Dataset content —
>>

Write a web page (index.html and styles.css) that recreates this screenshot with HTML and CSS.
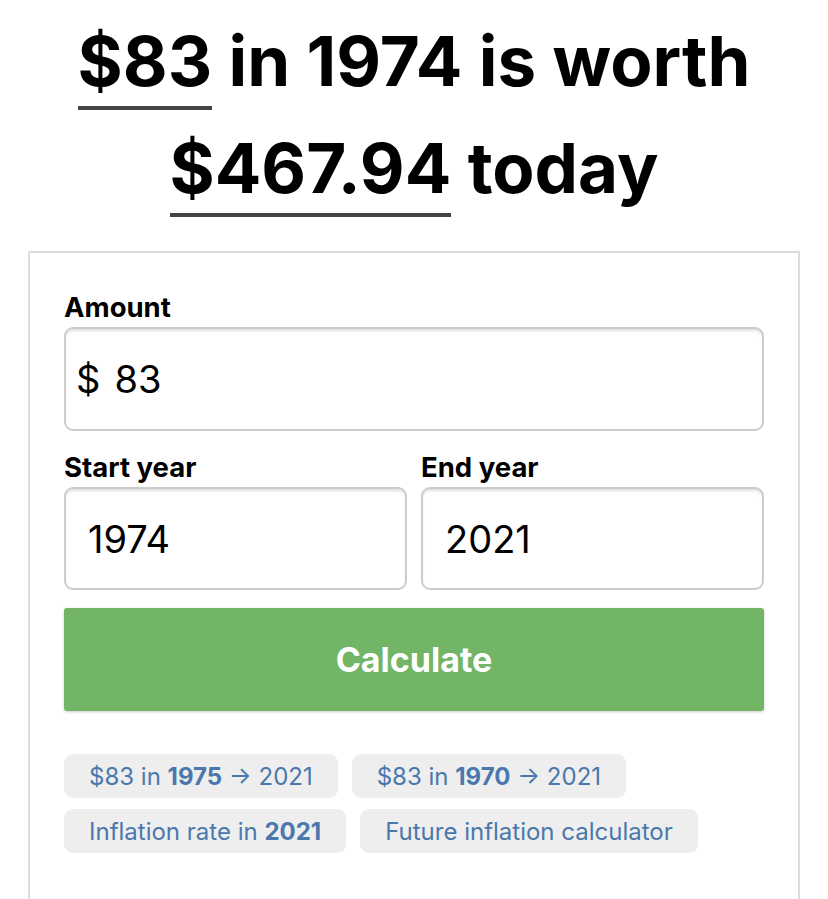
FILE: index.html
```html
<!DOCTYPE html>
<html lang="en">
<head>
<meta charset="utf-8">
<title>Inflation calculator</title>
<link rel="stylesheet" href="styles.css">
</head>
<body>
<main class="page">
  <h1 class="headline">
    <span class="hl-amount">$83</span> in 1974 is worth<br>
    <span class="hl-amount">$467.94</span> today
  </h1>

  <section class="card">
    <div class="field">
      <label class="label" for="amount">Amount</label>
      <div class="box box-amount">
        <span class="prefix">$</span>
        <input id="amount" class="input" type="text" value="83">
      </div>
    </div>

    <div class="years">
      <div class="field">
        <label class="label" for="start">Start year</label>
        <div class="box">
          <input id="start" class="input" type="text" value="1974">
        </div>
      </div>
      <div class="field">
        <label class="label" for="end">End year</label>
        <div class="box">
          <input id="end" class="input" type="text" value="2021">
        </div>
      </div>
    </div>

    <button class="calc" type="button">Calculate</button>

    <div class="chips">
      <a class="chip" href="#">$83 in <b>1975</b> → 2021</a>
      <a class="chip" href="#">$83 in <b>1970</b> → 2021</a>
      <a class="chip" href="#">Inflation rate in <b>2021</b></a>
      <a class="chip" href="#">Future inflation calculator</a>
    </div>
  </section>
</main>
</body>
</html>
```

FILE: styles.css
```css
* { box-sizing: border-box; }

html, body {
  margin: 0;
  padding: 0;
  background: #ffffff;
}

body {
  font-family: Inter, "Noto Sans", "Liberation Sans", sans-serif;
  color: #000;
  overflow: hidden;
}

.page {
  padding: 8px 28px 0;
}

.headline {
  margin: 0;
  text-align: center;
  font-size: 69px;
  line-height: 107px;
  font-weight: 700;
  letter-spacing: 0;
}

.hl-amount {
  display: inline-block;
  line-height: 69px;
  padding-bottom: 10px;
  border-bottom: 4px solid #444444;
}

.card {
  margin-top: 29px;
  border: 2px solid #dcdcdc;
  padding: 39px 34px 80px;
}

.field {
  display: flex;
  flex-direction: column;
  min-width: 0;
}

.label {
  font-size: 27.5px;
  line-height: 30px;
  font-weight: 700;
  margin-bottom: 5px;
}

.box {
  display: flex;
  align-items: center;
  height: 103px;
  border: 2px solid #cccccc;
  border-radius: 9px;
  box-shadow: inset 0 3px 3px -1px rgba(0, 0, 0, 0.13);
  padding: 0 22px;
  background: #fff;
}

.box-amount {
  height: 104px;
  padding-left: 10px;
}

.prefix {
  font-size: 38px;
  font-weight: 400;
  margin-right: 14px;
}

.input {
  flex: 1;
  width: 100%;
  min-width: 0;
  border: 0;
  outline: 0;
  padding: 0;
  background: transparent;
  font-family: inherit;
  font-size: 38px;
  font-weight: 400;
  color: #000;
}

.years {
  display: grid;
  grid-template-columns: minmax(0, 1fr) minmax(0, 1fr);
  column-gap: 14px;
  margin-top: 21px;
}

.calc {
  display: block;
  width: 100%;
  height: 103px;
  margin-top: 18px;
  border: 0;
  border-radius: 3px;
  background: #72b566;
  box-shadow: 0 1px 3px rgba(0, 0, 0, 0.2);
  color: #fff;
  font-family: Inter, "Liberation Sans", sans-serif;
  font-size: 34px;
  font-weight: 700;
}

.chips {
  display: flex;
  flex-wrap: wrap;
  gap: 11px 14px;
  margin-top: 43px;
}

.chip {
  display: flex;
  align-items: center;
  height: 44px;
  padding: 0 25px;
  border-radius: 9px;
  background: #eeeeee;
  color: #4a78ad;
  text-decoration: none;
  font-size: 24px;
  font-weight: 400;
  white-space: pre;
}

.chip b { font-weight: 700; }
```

<<

Objective —
Quote the preceding listing precisely and completely, omitting its images.

Solution to this exercise —
Write a web page (index.html and styles.css) that recreates this screenshot with HTML and CSS.
FILE: index.html
```html
<!DOCTYPE html>
<html lang="en">
<head>
<meta charset="utf-8">
<title>Inflation calculator</title>
<link rel="stylesheet" href="styles.css">
</head>
<body>
<main class="page">
  <h1 class="headline">
    <span class="hl-amount">$83</span> in 1974 is worth<br>
    <span class="hl-amount">$467.94</span> today
  </h1>

  <section class="card">
    <div class="field">
      <label class="label" for="amount">Amount</label>
      <div class="box box-amount">
        <span class="prefix">$</span>
        <input id="amount" class="input" type="text" value="83">
      </div>
    </div>

    <div class="years">
      <div class="field">
        <label class="label" for="start">Start year</label>
        <div class="box">
          <input id="start" class="input" type="text" value="1974">
        </div>
      </div>
      <div class="field">
        <label class="label" for="end">End year</label>
        <div class="box">
          <input id="end" class="input" type="text" value="2021">
        </div>
      </div>
    </div>

    <button class="calc" type="button">Calculate</button>

    <div class="chips">
      <a class="chip" href="#">$83 in <b>1975</b> → 2021</a>
      <a class="chip" href="#">$83 in <b>1970</b> → 2021</a>
      <a class="chip" href="#">Inflation rate in <b>2021</b></a>
      <a class="chip" href="#">Future inflation calculator</a>
    </div>
  </section>
</main>
</body>
</html>
```

FILE: styles.css
```css
* { box-sizing: border-box; }

html, body {
  margin: 0;
  padding: 0;
  background: #ffffff;
}

body {
  font-family: Inter, "Noto Sans", "Liberation Sans", sans-serif;
  color: #000;
  overflow: hidden;
}

.page {
  padding: 8px 28px 0;
}

.headline {
  margin: 0;
  text-align: center;
  font-size: 69px;
  line-height: 107px;
  font-weight: 700;
  letter-spacing: 0;
}

.hl-amount {
  display: inline-block;
  line-height: 69px;
  padding-bottom: 10px;
  border-bottom: 4px solid #444444;
}

.card {
  margin-top: 29px;
  border: 2px solid #dcdcdc;
  padding: 39px 34px 80px;
}

.field {
  display: flex;
  flex-direction: column;
  min-width: 0;
}

.label {
  font-size: 27.5px;
  line-height: 30px;
  font-weight: 700;
  margin-bottom: 5px;
}

.box {
  display: flex;
  align-items: center;
  height: 103px;
  border: 2px solid #cccccc;
  border-radius: 9px;
  box-shadow: inset 0 3px 3px -1px rgba(0, 0, 0, 0.13);
  padding: 0 22px;
  background: #fff;
}

.box-amount {
  height: 104px;
  padding-left: 10px;
}

.prefix {
  font-size: 38px;
  font-weight: 400;
  margin-right: 14px;
}

.input {
  flex: 1;
  width: 100%;
  min-width: 0;
  border: 0;
  outline: 0;
  padding: 0;
  background: transparent;
  font-family: inherit;
  font-size: 38px;
  font-weight: 400;
  color: #000;
}

.years {
  display: grid;
  grid-template-columns: minmax(0, 1fr) minmax(0, 1fr);
  column-gap: 14px;
  margin-top: 21px;
}

.calc {
  display: block;
  width: 100%;
  height: 103px;
  margin-top: 18px;
  border: 0;
  border-radius: 3px;
  background: #72b566;
  box-shadow: 0 1px 3px rgba(0, 0, 0, 0.2);
  color: #fff;
  font-family: Inter, "Liberation Sans", sans-serif;
  font-size: 34px;
  font-weight: 700;
}

.chips {
  display: flex;
  flex-wrap: wrap;
  gap: 11px 14px;
  margin-top: 43px;
}

.chip {
  display: flex;
  align-items: center;
  height: 44px;
  padding: 0 25px;
  border-radius: 9px;
  background: #eeeeee;
  color: #4a78ad;
  text-decoration: none;
  font-size: 24px;
  font-weight: 400;
  white-space: pre;
}

.chip b { font-weight: 700; }
```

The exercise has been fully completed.